Northern Pacific Railway Co. v. United States

Campbell, Chief Justice,

delivered the opinion of the court:

There is a stipulation of facts in this case which shows that the railroad company transported members of the National Guard to and from camps of instruction. They had not at that time been called into service of the United States for any of the purposes mentioned in Article 1, section 8, paragraph 15 of the Constitution of the United States, nor had they been drafted into the military service of the United States under section 111 of the national- defense act of June 3, 1916. In these circumstances they were not troops of the United States within the meaning of the land-grant acts. See Oregon-Washington Railroad and Navigation Co. case, 60 C. Cls. 458.

1. In a large part of the claim herein the plaintiff stated its bills at full tariff fares, which were paid by the disbursing officer, and later deductions were made from other bills of the railroad company on account of land grant. Since the Government was not entitled to land-grant fares, these deductions were erroneous and plaintiff is entitled to recover same (Finding YII).

2. Others of the bills shown in Finding VIII were rendered at net land-grant fares, with statements to the effect that the net fares were accepted under protest, because the persons transported were not subject to the land-grant statutes. This class of claims come within the rule of the St. Louis, Brownsville & Mexico Railway Company case, 268 U. S. 169. Plaintiff is, therefore, entitled to recover the difference between what it received and the commercial fares shown in Finding VIII.
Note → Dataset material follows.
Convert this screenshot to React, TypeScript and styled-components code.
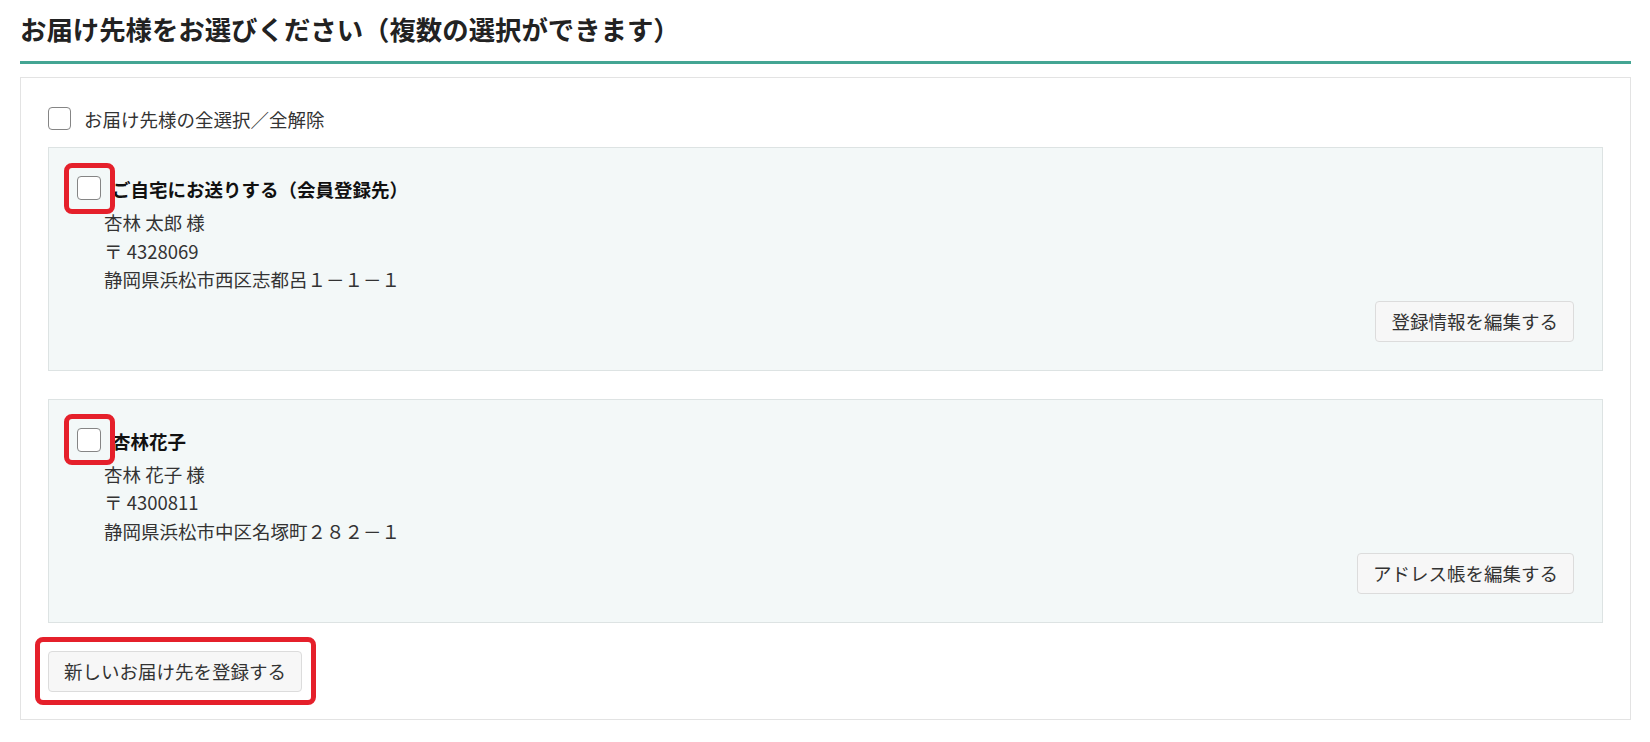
import React from "react";
import styled, { createGlobalStyle } from "styled-components";

const GlobalStyle = createGlobalStyle`
  body {
    margin: 0;
    background: #fff;
    font-family: "Noto Sans CJK JP", "Noto Sans", sans-serif;
    color: #333;
  }
`;

const Page = styled.div`
  width: 1611px;
  margin-left: 20px;
`;

const Heading = styled.h2`
  margin: 0;
  padding: 11px 0 14px;
  font-size: 26.4px;
  line-height: 36px;
  font-weight: 700;
  color: #222;
  border-bottom: 3px solid #44a593;
`;

const Panel = styled.section`
  margin-top: 13px;
  border: 1px solid #e3e3e3;
  padding: 29px 27px 27px;
`;

const SelectAllRow = styled.label`
  display: flex;
  align-items: center;
  gap: 13px;
  height: 23px;
  margin-bottom: 17px;
  font-size: 18.5px;
  color: #333;
`;

const Checkbox = styled.input.attrs({ type: "checkbox" })<{ $size?: number }>`
  appearance: none;
  flex: none;
  margin: 0;
  width: ${(p) => p.$size ?? 23}px;
  height: ${(p) => p.$size ?? 23}px;
  background: #fff;
  border: 1.5px solid #858585;
  border-radius: 4px;
`;

const Highlight = styled.span`
  position: relative;
  display: inline-flex;
  flex: none;

  &::after {
    content: "";
    position: absolute;
    inset: -13.5px;
    border: 5px solid #e5202b;
    border-radius: 8px;
    pointer-events: none;
    z-index: 1;
  }
`;

const Card = styled.div`
  background: #f3f8f8;
  border: 1px solid #dde3e3;
  padding: 28px;
  margin-bottom: 28px;
`;

const CardHead = styled.div`
  display: flex;
  align-items: flex-start;
  gap: 11px;
`;

const CardTitle = styled.div`
  font-size: 18.5px;
  line-height: 32px;
  margin-top: -3px;
  font-weight: 700;
  color: #111;
`;

const Details = styled.div`
  margin: 3px 0 0 27px;
  font-size: 18.5px;
  line-height: 28.6px;
  color: #333;
`;

const Actions = styled.div`
  display: flex;
  justify-content: flex-end;
  margin-top: 7px;
`;

const Button = styled.button`
  height: 41px;
  padding: 0 15px;
  font-family: inherit;
  font-size: 18.5px;
  color: #333;
  background: #f7f7f7;
  border: 1px solid #dcdcdc;
  border-radius: 4px;
`;

const Footer = styled.div`
  display: flex;
`;

interface Address {
  title: string;
  name: string;
  zip: string;
  address: string;
  action: string;
}

const addresses: Address[] = [
  {
    title: "ご自宅にお送りする（会員登録先）",
    name: "杏林 太郎 様",
    zip: "〒 4328069",
    address: "静岡県浜松市西区志都呂１－１－１",
    action: "登録情報を編集する",
  },
  {
    title: "杏林花子",
    name: "杏林 花子 様",
    zip: "〒 4300811",
    address: "静岡県浜松市中区名塚町２８２－１",
    action: "アドレス帳を編集する",
  },
];

const AddressCard = ({ item }: { item: Address }) => (
  <Card>
    <CardHead>
      <Highlight>
        <Checkbox $size={24} />
      </Highlight>
      <CardTitle>{item.title}</CardTitle>
    </CardHead>
    <Details>
      <div>{item.name}</div>
      <div>{item.zip}</div>
      <div>{item.address}</div>
    </Details>
    <Actions>
      <Button>{item.action}</Button>
    </Actions>
  </Card>
);

export default function App() {
  return (
    <>
      <GlobalStyle />
      <Page>
        <Heading>お届け先様をお選びください（複数の選択ができます）</Heading>
        <Panel>
          <SelectAllRow>
            <Checkbox />
            お届け先様の全選択／全解除
          </SelectAllRow>
          {addresses.map((item) => (
            <AddressCard key={item.title} item={item} />
          ))}
          <Footer>
            <Highlight>
              <Button>新しいお届け先を登録する</Button>
            </Highlight>
          </Footer>
        </Panel>
      </Page>
    </>
  );
}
3. Others of the bills were presented at net fares. No protest was indorsed upon the bills and no protest was made at the time payment was made. Thereafter plaintiff rendered supplemental bills for the amount of land-grant deductions, which, being transmitted to the General Accounting Office, were disallowed by the Comptroller General. In one instance involving a small claim the Comptroller General acted upon the supplemental bill and allowed a small part of it. These bills having been presented at net fares and payment received without any objection or *737protest come within the ruling of the Supreme Court in the Southern Pacific Company case, 268 U. S. 268, where it is said: “ It is clear that as to all the bills which were presented at land-grant rates prior to January 1, 1914, and paid and accepted without protest or other objection, the conduct of the claimant was such as to lead the Government to believe that the land-grant rates were accepted in full satisfaction of the original claims and established an acquiescence on the part of the claimant that operated as a discharge of the claims for the full passenger rates.” We do not think that the circumstance of the rendering of supplemental bills to the disbursing officer or accounting officer after payment and acceptance of payment of bills as rendered can affect the situation or take the place of protest or objection which should be made at the time of payment. See authorities supra.

Geaham, Judge; Hat, Judge; Downey, Judge; and Booth, Judge, concur.